I plan to do some more experiments with my rtl-sdr to try to explain the weird results I got. I also have a E4000-based Fun Cube Dongle Pro which I haven't looked at yet. My goal in all this is to get some reliable results for these dongles and a reliable measurement procedure I can apply to my own design.

Measuring absolute noise power is even more unreliable in my experience, because you need to know the gain of the receiver. With a tuner that has many stages of AGC that is hard to determine reliably.

Posted by Tomaž

JMG, using your gain settings (RF gain = 45 dB, IF gain = 45 dB, BB gain = 10 dB), I get the following results:

At 700 MHz:
NF = 16.4 dB for twice-power method
NF = 13.1 dB for Y-factor method

At 430 MHz:
NF = 9.0 dB for twice-power method
NF = 5.0 dB for Y-factor method

So, not that much difference at 700 MHz compared to the results in my original post above. For 430 MHz the results are similar to yours. HB9AJG also saw better performance at lower frequencies (although not that much).

Posted by Tomaž

Hi Tomaz,

I'm interested in your noise measurement.
I'm searching for a way of syncronising multiple dongles with no hardware modification.
A part of the noise of the power supply should be possible to be measured at any time at any dongle of a system
no matter to which frequency it is tuned, right?

I don't know if it is sufficient,
but it is also a good spot, to put some artificial noise in, as it can be easily
accessed and does not interfere with rf circuitry when it is switched off.

Is that an useful approach?
Do you think this could work? Did I miss something?



Steve, power supply noise should be a very small part of the total noise you see in the received signal. At first guess I would say it's probably not significant enough to be used for synchronization.

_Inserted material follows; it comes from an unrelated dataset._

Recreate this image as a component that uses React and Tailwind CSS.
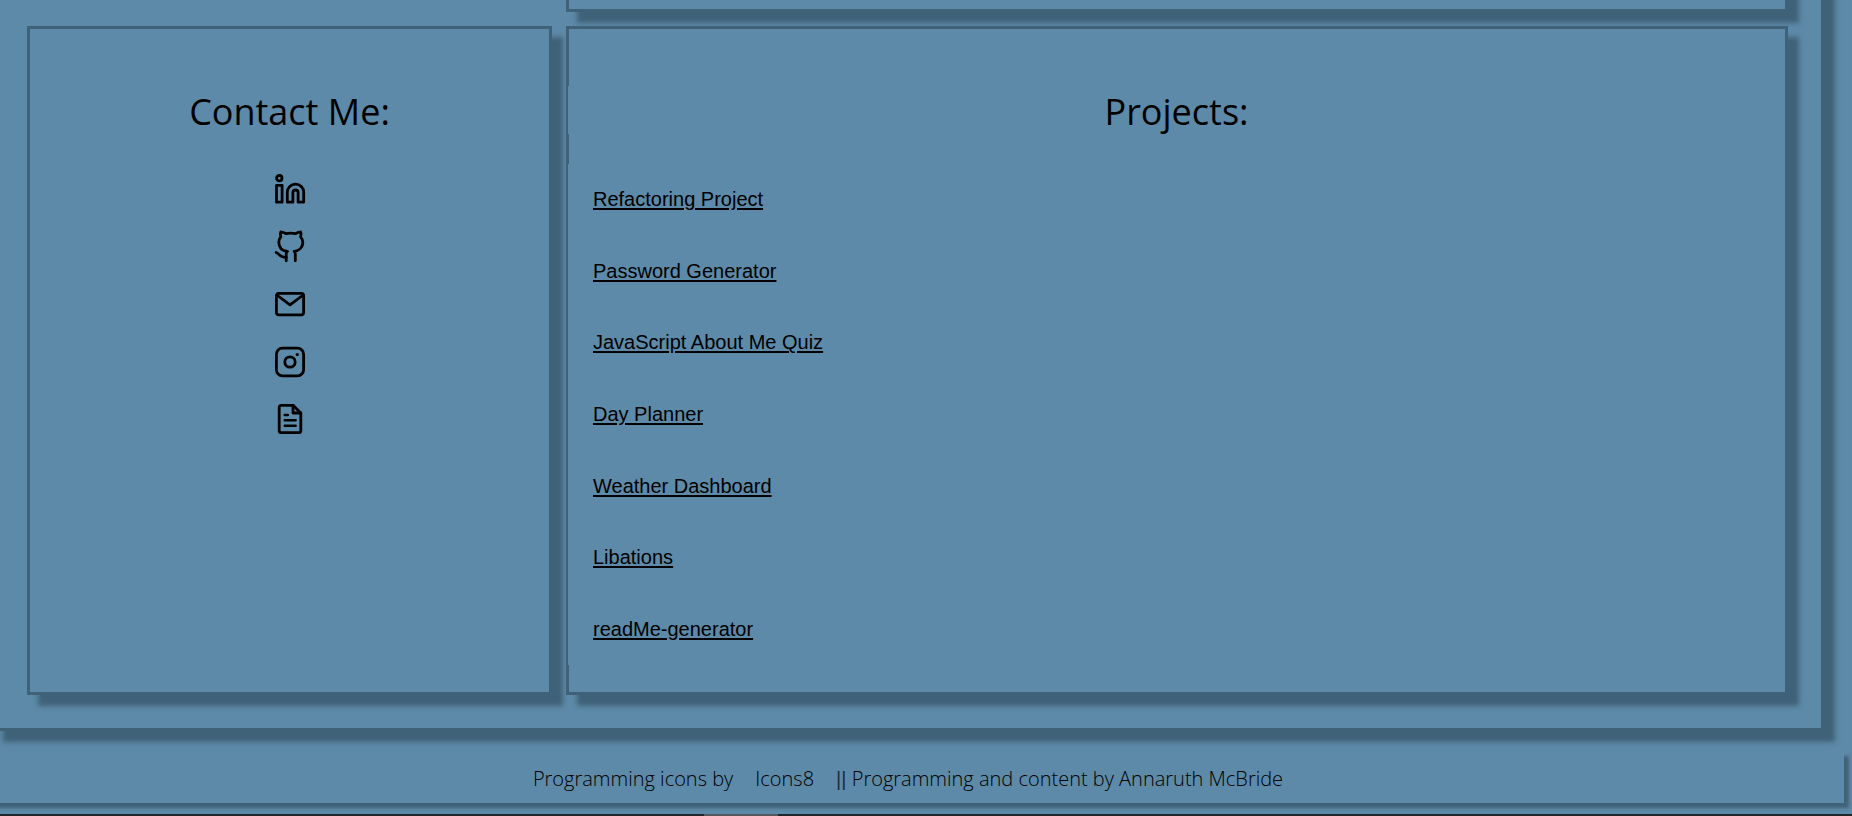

You can use an artificial signal that is common across all dongles as a reference for synchronization. I would suggest using the antenna input for that, if you don't want to modify your dongles. I don't know how sensitive these dongles are to noise on the power lines (or if they have internal voltage regulators). If they are well designed, you should see very little effect (search for "power supply rejection ratio").